= Uroš Kandić =

Serbian politician (born 1979)

Uroš Kandić (Урош Кандић; born 16 August 1979) is a politician in Serbia. He served in the Assembly of Vojvodina from 2012 to 2020 and is now a secretary of state in the Serbian government's ministry of Trade, Tourism, and Telecommunications. Kandić is a member of the Social Democratic Party of Serbia (SDPS).

==Early life and career==
Kandić was born in Zrenjanin, Vojvodina, in what was then the Socialist Republic of Serbia in the Socialist Federal Republic of Yugoslavia. He holds a bachelor's degree (2004) and a master's degree (2019) from the University of Belgrade Faculty of Political Sciences and is currently pursuing a Ph.D. from the same institution. Kandić was a journalist and an editor for Glas javnosti and Kurir from 2004 to 2007.

==Politician==
Kandić worked in public relations for SDPS leader Rasim Ljajić from 2007 to 2020. In December 2020, he was chosen as the SDPS's secretary-general.

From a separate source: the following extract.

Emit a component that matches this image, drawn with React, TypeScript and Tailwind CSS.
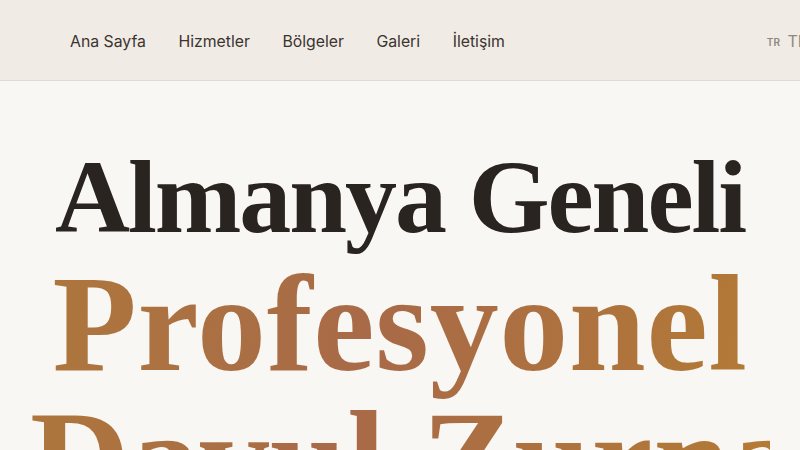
import React from 'react';

const navItems = ['Ana Sayfa', 'Hizmetler', 'Bölgeler', 'Galeri', 'İletişim'];

const App: React.FC = () => {
  return (
    <div className="w-[800px] h-[450px] overflow-hidden bg-[#f9f7f3] font-['Inter',sans-serif]">
      <header className="h-[81px] bg-[#f1ebe5] border-b border-[#e2dad2] flex items-center pl-[70px]">
        <nav className="flex items-center gap-[32.5px] text-[15.8px] text-[#3a3430] mt-[3px]">
          {navItems.map((item) => (
            <a key={item} href="#" className="whitespace-nowrap">
              {item}
            </a>
          ))}
        </nav>
        <div className="ml-auto -mr-[8px] shrink-0 flex items-center gap-[7px] whitespace-nowrap mt-[2px]">
          <span className="text-[10px] font-semibold tracking-wide text-[#8c8782] mt-[3px]">TR</span>
          <span className="text-[16px] text-[#8c8782]">TR</span>
        </div>
      </header>

      <section className="px-[30px] pt-[46px] text-center font-['Liberation_Serif',serif] font-bold">
        <h1 className="text-[104px] leading-[140px] tracking-[-0.02em] text-[#2a2420] whitespace-nowrap">
          Almanya Geneli
        </h1>
        <h2 className="-mt-[11px] text-[138px] leading-[136px] tracking-[0.005em] whitespace-nowrap bg-[linear-gradient(100deg,#ae773c_0%,#a86a48_45%,#b47b34_100%)] bg-clip-text text-transparent">
          Profesyonel
          <br />
          Davul Zurna
        </h2>
      </section>
    </div>
  );
};

export default App;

===Assembly of Vojvodina===
The SDPS contested the 2012 Vojvodina provincial election in an alliance with the Socialist Party of Serbia. Kandić received the fourth position on the Socialist Party's electoral list and was elected when the list won nine proportional mandates. The election was won by the Democratic Party and its allies, and the SDPS served in opposition. In a 2015 interview, Kandić complained that there was no serious work being done in the provincial government or the assembly due to the ruling coalition's focus on keeping its majority and called for new local and provincial elections to be held as soon as possible.

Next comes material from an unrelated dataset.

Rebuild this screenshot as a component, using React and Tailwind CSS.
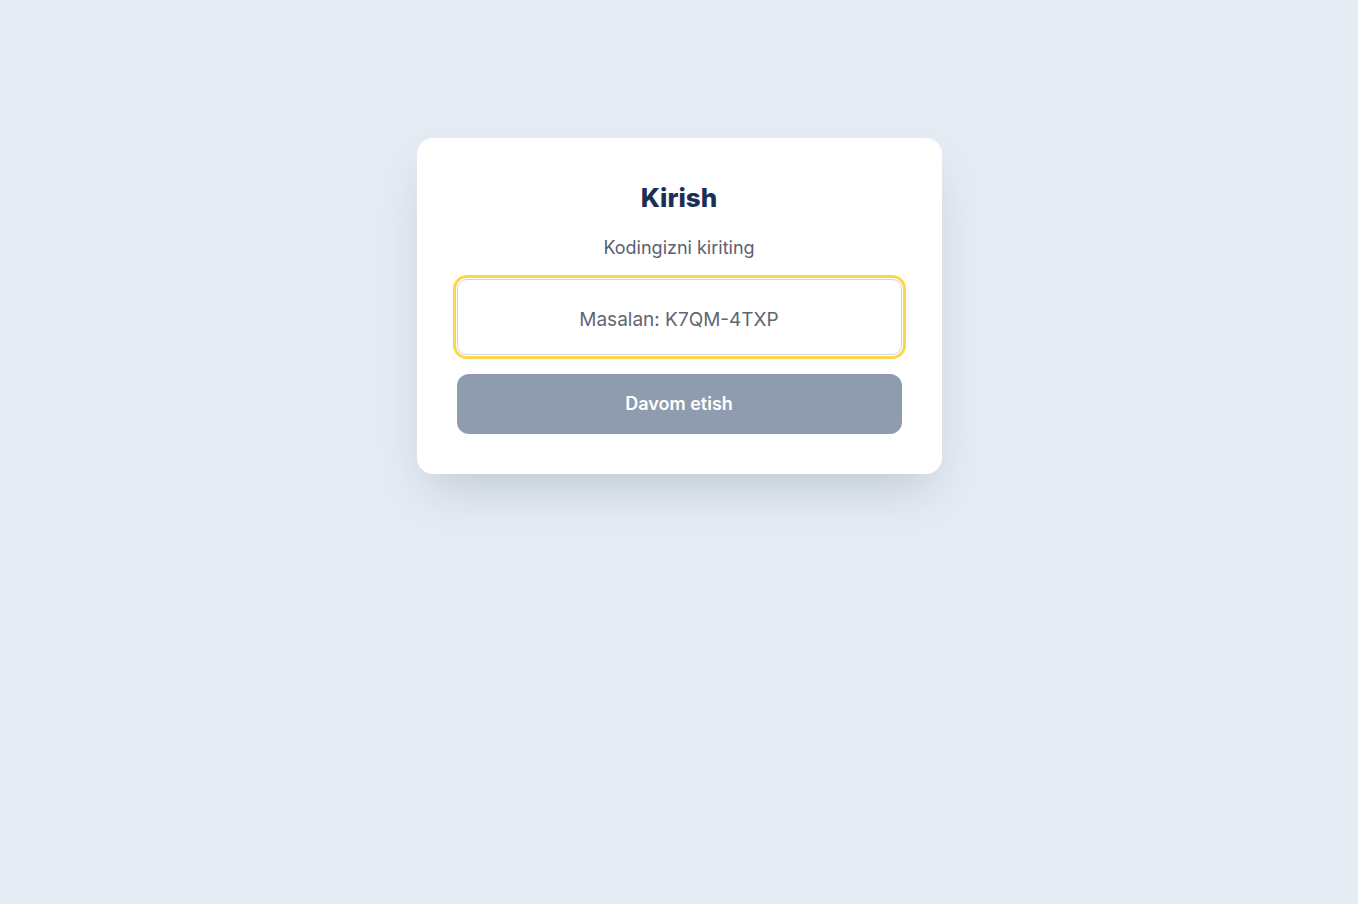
import React, { useState } from 'react';

const App = () => {
  const [code, setCode] = useState('');

  return (
    <div className="min-h-screen bg-[#e5ecf4] pt-[138px] font-['Inter',sans-serif]">
      <div className="mx-auto w-[525px] rounded-2xl bg-white p-10 shadow-[0_24px_50px_-12px_rgba(100,116,139,0.3)]">
        <h1 className="text-center text-[26px] font-extrabold leading-10 text-[#1b2f55]">Kirish</h1>
        <p className="mt-4 text-center text-lg leading-7 text-[#5b6170]">Kodingizni kiriting</p>

        <input
          type="text"
          value={code}
          onChange={(e) => setCode(e.target.value)}
          placeholder="Masalan: K7QM-4TXP"
          className="mt-[17px] block h-[76px] w-full rounded-[10px] border border-[#cbd5e1] bg-white pt-1 text-center text-[19px] text-[#374151] outline-[3px] outline-offset-[1px] outline-solid outline-[#fdd64a] placeholder:text-[#5f6673]"
        />

        <button
          type="button"
          className="mt-[19px] block h-[60px] w-full rounded-xl bg-[#8f9caf] text-lg font-semibold text-white"
        >
          Davom etish
        </button>
      </div>
    </div>
  );
};

export default App;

The SDPS aligned itself with the Serbian Progressive Party for the 2016 provincial election, which was held under a system of full proportional representation. Kandić received the fifth position on the Progressive-led electoral list and was re-elected when the list won a majority victory with sixty-three out of 120 mandates. He served with the government's majority for the next four years and did not seek re-election in 2020.

===Secretary of State===
Kandić was appointed as a secretary of state in Serbia's ministry of Trade, Tourism, and Telecommunications in November 2020. The minister of the department is Tatjana Matić, the SDPS's representative in government.